For sports enthusiasts, the entire course takes you 180 km (112 miles) through mountains and to the ocean with lots of places for rest and food along the way. For families, you can ride to parks, shrines, or see sailboats. Check your maps carefully before you go! The lake widens and narrows in some areas, and if you take the wrong side of the road you could miss your destination. If you don’t have the energy for cycling, there are plenty of sightseeing boats on the lake to take you around.
7. Get A View at Ushiku Daibutsu
Finish your tour in Ushiku to see Ibaraki’s famous Great Buddha statue. This Buddha stands on a pedestal, and you can see each carefully crafted detail from the feet below to the towering head above. For comparison, the more internationally famous Great Buddha of Nara is 15 meters (50 feet) tall, and Ushiku’s Great Buddha stands at 100 meters (330 feet). The Great Buddha of Nara could sit in the palm of the Great Buddha of Ushiku’s hand!
Stepping onto the grounds, you can see a flower garden, a small animal park, and statues along your path. Like the Statue of Liberty, you can go inside the Buddha and visit different floors for worship, as well as one floor that boasts a spectacular view.
The first floor is the World of Infinite Light and Life. The lights suddenly went out except for one streaming beam, and an announcement was made that explained we could blind ourselves to worldly desires and live in the light of wisdom. On the second floor, World of Gratitude and Thankfulness, you can make a copy of your very own sutra thanking Buddha.

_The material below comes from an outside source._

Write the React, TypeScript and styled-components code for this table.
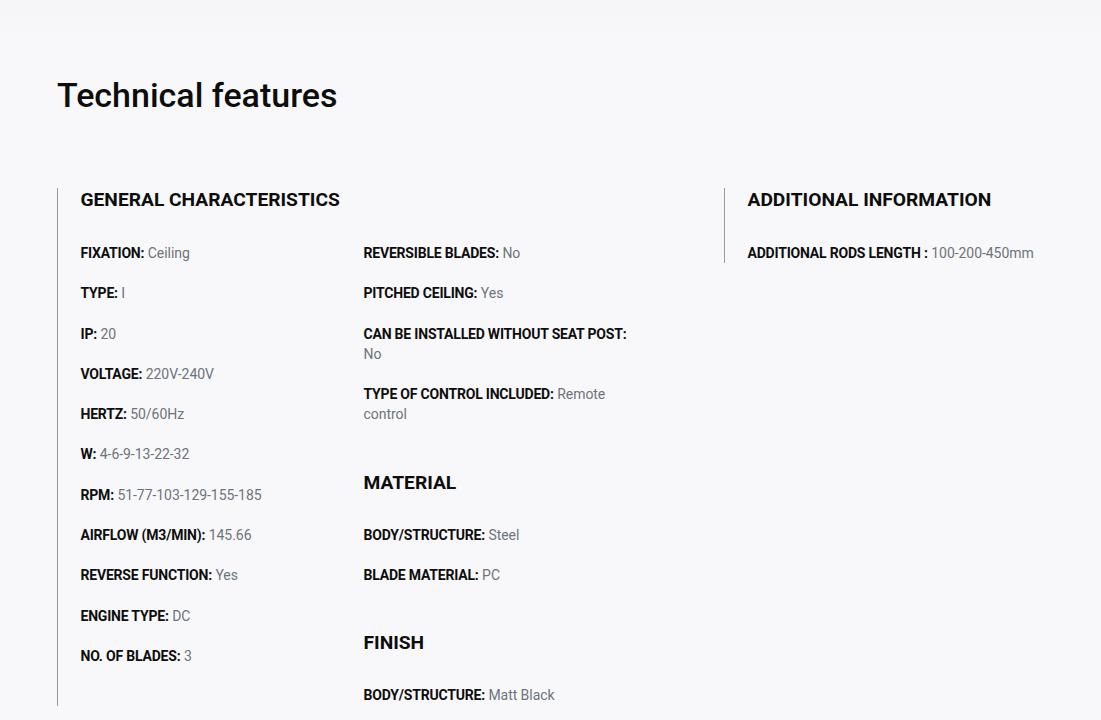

On the third floor, the World of the Lotus Sanctuary, you’re surrounded by approximately 3,400 gold statues of Buddha each inscribed with the name of a deceased person. Monks pray over and bless these statues every day. Finally, on the top floors, you can get a panoramic view from 85 meters (280 feet) up. The view reaches all the way to Tokyo, and you can see SkyTree from here.